Thursday, June 10, 2010

Diane Abbott - a qualified thumbs up

So Abbott's through, whereas leftwing standard-bearer, John McDonnell has withdrawn from the leadership race.

Over at Labour Uncut she had this to say about McDonnell's standing for the leadership:

"There always was a tendency to say that if women stood it split the vote. I think that there is the politics that I’m on the left, and have as good a voting record on left wing issues as John McDonnell, but there’s another issue which is about gender. It’s not so much that I stood against John, but that John stood against me."

She added:

"I think it would have been easier if he hadn’t stood. If he was committed to gender issues it would have been easier if he hadn’t. Initially, it was very difficult for either of us to gain momentum. If there’d been just one of us standing then that person would have gained momentum much quicker."

I'm a Cruddas camp follower not a McDonnellite. Nonetheless I find Diane Abbott's remarks quite outrageous. John McDonnell not only launched his leadership bid before Diane Abbott; he was also the only Labour MP with the guts to challenge Gordon Brown's coronation in 2007.

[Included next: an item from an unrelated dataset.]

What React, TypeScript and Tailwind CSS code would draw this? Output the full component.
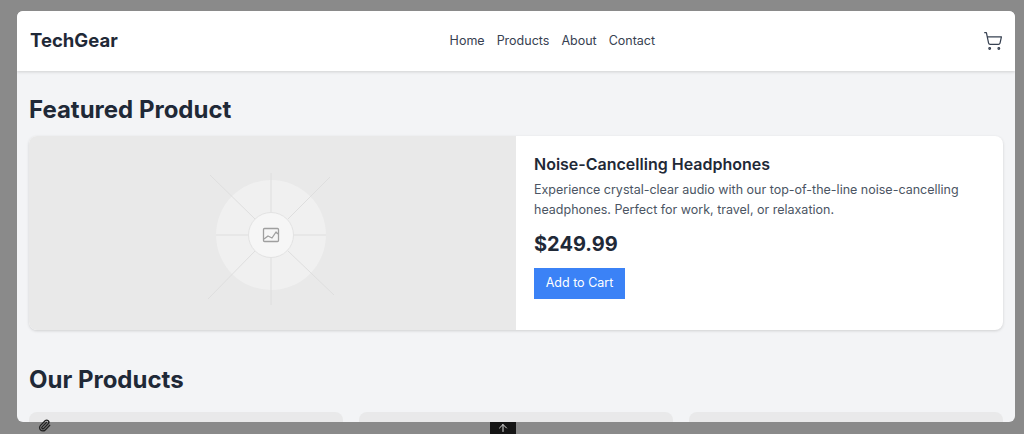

Similarly, Abbott's contention that her voting record on leftwing issues is as good as McDonnell's is technically correct but glosses over their political differences. For as her choice of secondary school for her son showed, Abbott is sufficiently intellectually flexible to make decisions seemingly at odds with her political philosophy. She is a pragmatist, in other words, whereas John McDonnell is an ideologue.

None of this is to suggest that I don't welcome La Abbott as a candidate. On the contrary, I do. It is important that an African Caribbean woman is standing for leadership of the Labour Party. Diane Abbott is a formidable politician who has scaled some dizzying political heights by means of sheer gritty determination and the fact that she is incredibly bright. She is a living riposte to all those people who have ever sneered at ethnic minorities.

But it would have been even better if John McDonnell were in it with her. As it is, the parliamentary party has been allowed to screen out an authentically left wing candidate, while paradoxically parading its own diversity and inclusiveness credentials.

Wednesday, June 02, 2010

I think we've heard this excuse before

Marie Stopes International uses UNFPA's excuse:

MARIE STOPES, the British birth-control charity, has sparked anger from women's rights campaigners by setting up a chain of abortion clinics in China, where the country's population control policies routinely pressure women into terminating their pregnancies.

Marie Stopes International (MSI) has opened five outlets in China's eastern province of Jiangsu. Here the selective abortion of girls has led to a gender imbalance of up to 131 boys for every 100 girls.

The closeness of MSI's relationship with the Chinese government was shown earlier this month when Li Bin, its population minister, visited the MSI offices in London and an abortion clinic in Bristol.

Plans are under way to set up three more MSI abortion clinics in China. Marie Stopes argues that its influence will help to change Chinese attitudes and promote the notion of women's choice.

Dana Hovig, MSI's chief executive, said the charity's policy was helping to introduce notions of "voluntarism, choice and informed consent" into the provision of abortion in China. He added that it provided contraceptive services, sex education and treatment for sexually transmitted diseases in addition to abortions.

Hovig said Li Bin was visiting Britain to see how MSI's initiative in China could be expanded. "The minister wanted to see how you can take voluntarism and choice into account and still deal with the population pressures China faces. Marie Stopes represents the good guys," said Hovig.

Yes, that is the sound of cynical laughter you can hear.
Kate Hoey gets the point that this blogger has made time and again: you, dear taxpayer, are subsidising the Chinese government's brutal one-child policy.
Kate Hoey, the Labour MP, said: “I don’t see why British taxpayers’ money via the NHS should in any way be supporting Chinese government policies.

“It’s very sad that an organisation like Marie Stopes doesn’t reflect more on the grotesque human rights abuses that take place there.”

Quite so. But what's a mere bagatelle like human rights when there's a growth market to exploit, eh?